Olympia Coffee Roasting Company co-founder Sam Schroeder and director of sales Honor Forte discuss the evolution of manual brewing and Olympia Coffee’s decision to move toward automation.
BY CHRIS RYAN
BARISTA MAGAZINE ONLINE
Photos by Honor Forte
The latest issue of Barista Magazine includes the article “The New Slow Bar,” which discusses the evolution of manual brewing in specialty coffeehouses. Manual brewing’s resurgence in the late 2000s led to widespread adoption of many methods—from pourover to AeroPress to Clever—followed by a more nuanced relationship that many shops formed with manual brewing. Due to the potentially lengthy brewing process and erratic results of manual brewing, some shops sought to go a different route. One option was abandoning manual brewing altogether, with many cafés opting for the speed and consistency of batch brewing. Others stuck with manual brewing—preferring its no-waste, fresh-brewed approach—but explored methods for optimizing the brewing experience.
The latter path is the one Olympia Coffee Roasting Company in Washington chose. While the roaster-retailer serves pourover coffee at its three locations in Olympia, its flagship store in the state capital’s downtown district features a fairly recent piece of technology aimed at improving the pourover experience.
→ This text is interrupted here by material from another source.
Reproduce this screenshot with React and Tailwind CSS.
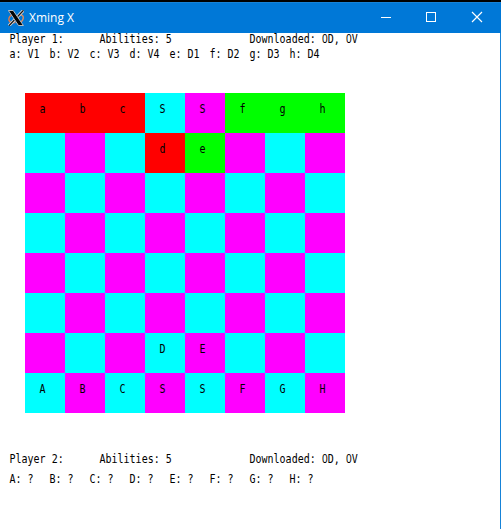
const BOARD = [
  'abcSSfgh',
  '   de   ',
  '        ',
  '        ',
  '        ',
  '        ',
  '   DE   ',
  'ABCSSFGH',
];

function cellColor(ch, row, col) {
  if ('abcd'.includes(ch)) return 'bg-[#ff0000]';
  if ('efgh'.includes(ch)) return 'bg-[#00ff00]';
  return (row + col) % 2 ? 'bg-[#00ffff]' : 'bg-[#ff00ff]';
}

function Mono({ children }) {
  return (
    <span className="block h-[13px] origin-[0_11px] scale-y-[1.22] whitespace-pre font-['DejaVu_Sans_Mono',monospace] text-[10px] leading-[14px] text-black">
      {children}
    </span>
  );
}

// Zero without the inner dot, kept to one monospace column.
function Zero() {
  return <span className="inline-block w-[6px] text-center font-['Noto_Sans',sans-serif] leading-none">0</span>;
}

function Stats({ player }) {
  return (
    <div className="flex h-[13px] pl-[9.5px]">
      <div className="w-[90px]"><Mono>{`Player ${player}:`}</Mono></div>
      <div className="w-[150px]"><Mono>Abilities: 5</Mono></div>
      <Mono>Downloaded: <Zero />D, <Zero />V</Mono>
    </div>
  );
}

function Links({ items }) {
  return (
    <div className="flex h-[13px] pl-[9.5px]">
      {items.map((item) => (
        <div key={item} className="w-10"><Mono>{item}</Mono></div>
      ))}
    </div>
  );
}

function XLogo() {
  return (
    <svg width="16" height="16" viewBox="0 0 16 16">
      <path d="M5.5 4.2C2 5.2.4 8 1 10.2s3.3 3 6.4 2.2" fill="none" stroke="#e07848" strokeWidth="1.4" />
      <path d="M11.3 4.5c3 0 4.5 1.8 3.8 4.2-.6 2.2-3 4.3-6.1 4.4" fill="none" stroke="#d98c62" strokeWidth="1.4" />
      <path d="M15.5.3 1 15.7" stroke="#d0d4d8" strokeWidth="3" />
      <path d="M15.5.3 1 15.7" stroke="#111" strokeWidth="1.2" />
      <path d="M.4.5h4.8l10.2 15h-4.9z" fill="#050505" stroke="#c4c9cf" strokeWidth=".9" />
    </svg>
  );
}

export default function App() {
  return (
    <div className="flex h-[529px] w-[501px] flex-col overflow-hidden bg-white">
      <header className="flex h-[33px] shrink-0 items-center border-t-2 border-black bg-[#0078d7] pl-2 shadow-[inset_0_1px_0_#1683d8]">
        <XLogo />
        <span className="ml-[5px] flex-1 font-['Open_Sans','Noto_Sans',sans-serif] text-[12px] leading-4 text-white">Xming X</span>
        <svg width="138" height="31" viewBox="0 0 138 31" fill="none" stroke="white">
          <path d="M18 15.5h10" shapeRendering="crispEdges" />
          <path d="M63.5 10.5h9v9h-9z" shapeRendering="crispEdges" />
          <path d="m109 10 10 10M119 10l-10 10" strokeWidth="1.15" />
        </svg>
      </header>
      <main className="flex-1 border-r border-[#1683d8]">
        <Stats player={1} />
        <div className="mt-[2px]">
          <Links items={['a: V1', 'b: V2', 'c: V3', 'd: V4', 'e: D1', 'f: D2', 'g: D3', 'h: D4']} />
        </div>
        <div className="mt-8 ml-[25px] grid w-80 grid-cols-8">
          {BOARD.flatMap((line, row) =>
            [...line].map((ch, col) => (
              <div key={`${row}-${col}`} className={`h-10 pt-[10px] pl-[14.5px] ${cellColor(ch, row, col)}`}>
                {ch !== ' ' && <Mono>{ch}</Mono>}
              </div>
            ))
          )}
        </div>
        <div className="mt-10">
          <Stats player={2} />
          <div className="mt-[7px]">
            <Links items={['A: ?', 'B: ?', 'C: ?', 'D: ?', 'E: ?', 'F: ?', 'G: ?', 'H: ?']} />
          </div>
        </div>
      </main>
    </div>
  );
}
Called the Poursteady, the machine is equipped with an under-counter Marco boiler and is programmable to execute various recipes with its water-dispensing wand.
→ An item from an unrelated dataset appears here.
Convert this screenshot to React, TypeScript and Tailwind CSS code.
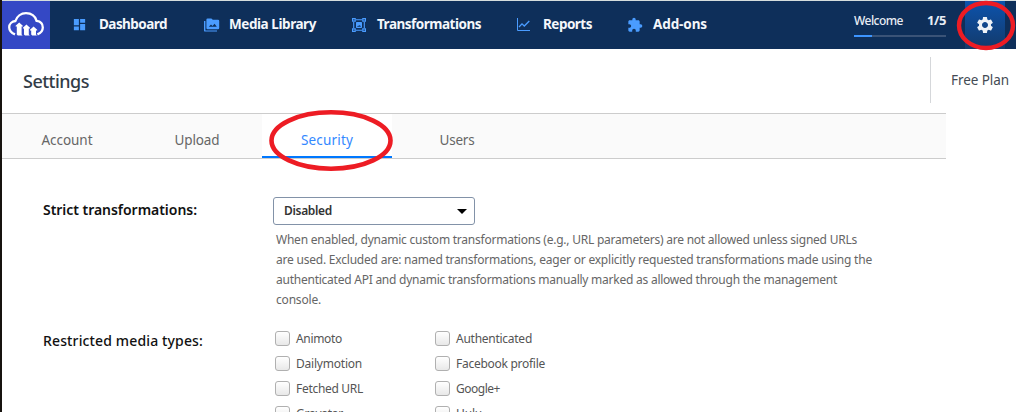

Olympia Coffee sees this ramped-up take on the pourover as an important part of its future: When the company opens its fourth location in Tacoma, Wash., later this year, the Poursteady will be prominently featured. We asked Sam Schroeder, Olympia’s co-owner, and Honor Forte, its director of sales, for more on how they pursued automation in their manual-brewing methods.
Chris Ryan: What were some of the reasons you decided to offer manual brewing in the first place at Olympia Coffee?
Sam Schroeder: The overarching reasons were the quality and the experience we could offer our guests. At the time we were located on a side street without great curb appeal—you kind of had to know about us, or hear about us through word of mouth to venture in. All of this is to say our shop wasn’t super busy early on. As a business owner you are compelled to see this as an advantage—if you have extra time to create an experience for a guest and your guests are going out of their way to visit your shop, it is almost the perfect conditions for handmade pourover coffee. However, this kind of attention paid made us busier and we eventually had to expand our original shop.
CR: What was it about your manual-brewing experience at Olympia Coffee that you felt could be improved?
Honor Forte: We started with the concept that we wanted to serve perfect coffee, and that revolved around ultra-intentional and focused manual brewing. That idea engages new people in the café, but as it brought more customers in, the process became more prone to mistakes and loaded up the barista with the kind of work and stress that contributed to customers being held up.
A barista starting down at four pourover scales at once doesn’t communicate the background information of the coffee, the brew method, the company, or the café all that well, and one mistake turned a four-minute brew into an eight-to-10-minute wait for customers. … It was a lot to do, and the shortcomings could be felt in the café the busier we got downtown for sure.
CR: What were you looking for with automation then?
HF: The switch to automated pourover was us looking to replicate the exact specs we pour by hand, but without mistakes, and put the focus back on the core ideas—engaging customers with why we do things, the coffee’s details, and the Olympia mission statement of improving the quality of life for farmers, staff, and customers. Especially since there are six or seven coffee roasting companies in Olympia—a town of only 60,000 people—we want to be able to communicate what we do differently amidst all the options.
CR: What have you found to be the biggest advantages of the automation?
SS: Ultimately it is speed; we have done everything possible to create an efficient and consistent by-the-cup service. But that’s not to discount that it just looks cool—theater and customer experience go hand in hand. There is a reason that our space has a glass wall that showcases our roasters and not a glass wall that showcases our back room—the former adds value to the customer experience.
BM: Finally, you’ve stuck with manual brewing while others have moved away from it. Why?
SS: I am a huge believer in the value that a by-the-cup program can provide to your customers, whether manual or automated. I am also not dogmatic about it; we have three stores with three different strategies to present amazing filter coffee to our customers. Ultimately, you have to look at how presenting coffees one way or another will add value to the customer base you have and the one you want to build.